Visible light-driven dual photoelectrode microbial electrosynthesis using BiVO4-RuO2-IrO2 on Ti mesh photoanode and ZIF-67/g-C3N4 on carbon felt photocathode for the efficient reduction of CO2 into acetate

Abstract

Microbial electrosynthesis (MES) systems integrated with solar energy (photoelectrode-assisted MES) represent an attractive method for the fixation of CO2 through microbial electrochemical processes. In this study, BiVO4-RuO2-IrO2/Ti with long-term stability and corrosion resistance was used as photoanode through the electrophoretic deposition of BiVO4 on RuO2-IrO2/Ti mesh, significantly reducing the charge recombination rate and enhancing the oxygen evolution reaction (OER) ability. Simultaneously, the ZIF-67/g-C3N4 photocathode can significantly increase CO2 absorption and hydrogen production by enhancing electron–hole separation ability under visible light. Consequently, the MES system with the BiVO4-RuO2-IrO2/Ti anode and ZIF-67/g-C3N4 photocathode obtained an acetate yield of 0.46 g/L/d at −0.9 V versus Ag/AgCl within 14 days. This value was 4.6 times that under dark conditions. The solar-to-acetate conversion efficiency was determined to be 1.52%. Furthermore, the MES with dual photoelectrode still obtained an acetate yield of 0.09 g/L/d at −0.6 V versus Ag/AgCl.
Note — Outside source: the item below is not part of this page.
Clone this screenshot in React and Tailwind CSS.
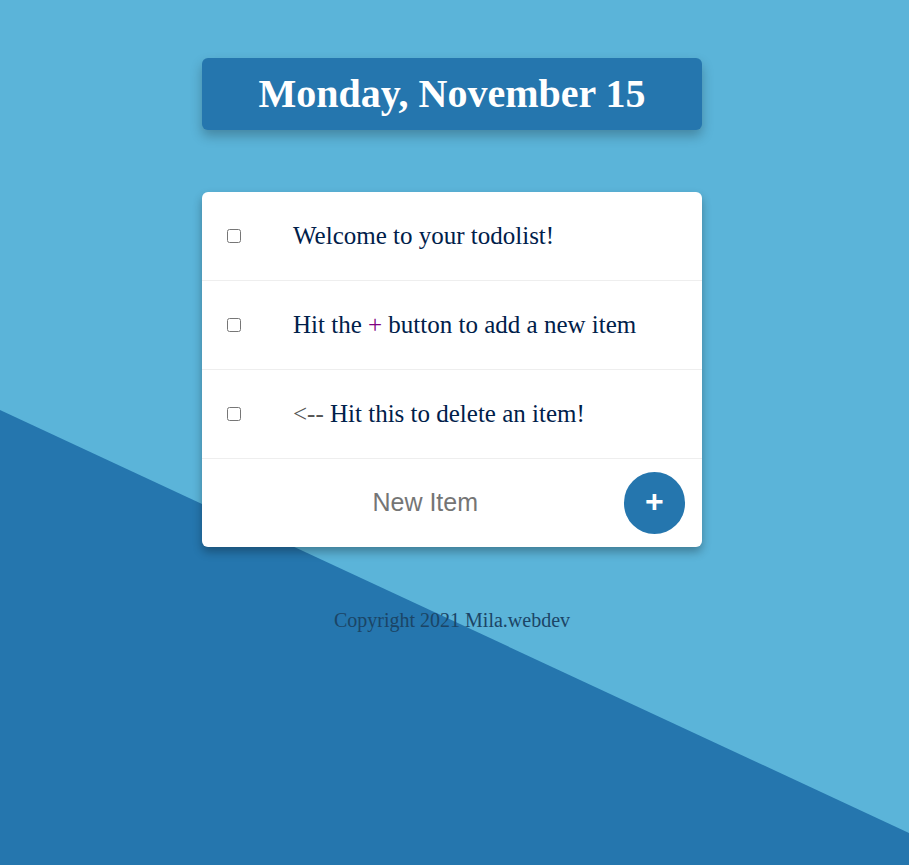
const items = [
  { id: 1, text: "Welcome to your todolist!" },
  { id: 2, text: "Hit the + button to add a new item" },
  { id: 3, text: "<-- Hit this to delete an item!" },
];

const App = () => {
  return (
    <div className="relative min-h-[865px] w-full overflow-hidden bg-[#5bb4d9] font-['Liberation_Serif',serif]">
      <div className="absolute inset-0 bg-[#2576ae] [clip-path:polygon(0_410px,100%_833px,100%_100%,0_100%)]" />

      <div className="relative flex flex-col items-center pr-[5px] pt-[58px]">
        <div className="flex h-[72px] w-[500px] items-center justify-center rounded-md bg-[#2576ae] shadow-[0_6px_12px_rgba(0,0,0,0.25)]">
          <h1 className="text-[40px] font-bold leading-none text-white">Monday, November 15</h1>
        </div>

        <div className="mt-[62px] w-[500px] overflow-hidden rounded-md bg-white shadow-[0_5px_10px_rgba(0,0,0,0.3)]">
          {items.map((item) => (
            <div key={item.id} className="flex h-[89px] items-center border-b border-[#eeeeee]">
              <input type="checkbox" className="ml-[25px] h-[14px] w-[14px]" />
              <p className="ml-[52px] text-[25px] text-[#00204a]">
                {item.id === 3 ? (
                  <>
                    <span className="text-[#555]">&lt;--</span> Hit this to delete an item!
                  </>
                ) : item.id === 2 ? (
                  <>
                    Hit the <span className="text-[#800080]">+</span> button to add a new item
                  </>
                ) : (
                  item.text
                )}
              </p>
            </div>
          ))}
          <form className="flex h-[88px] items-center" onSubmit={(e) => e.preventDefault()}>
            <input
              type="text"
              placeholder="New Item"
              className="ml-[25px] w-[400px] text-center font-['Liberation_Sans',sans-serif] text-[25px] text-[#333] outline-none placeholder:text-[#757575]"
            />
            <button
              type="submit"
              className="ml-auto mr-[17px] flex h-[62px] w-[62px] items-center justify-center rounded-full bg-[#2576ae] pb-[4px] font-['Liberation_Sans',sans-serif] text-[32px] font-bold text-white"
            >
              +
            </button>
          </form>
        </div>

        <footer className="mt-[58px] text-[20px] text-[#1b4566]">Copyright 2021 Mila.webdev</footer>
      </div>
    </div>
  );
};

export default App;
These results showed that the MES with the BiVO4-RuO2-IrO2/Ti photoanode and ZIF-67/g-C3N4 photocathode reduced OER overpotential, increased electron transport rate, and improved CO2 supply for the simultaneous supplementation of substrates and electrons in MES. This work provides a new strategy for constructing efficient photoelectrodes in MES to achieve highly efficient chemical generation for CO2 transformation under solar light.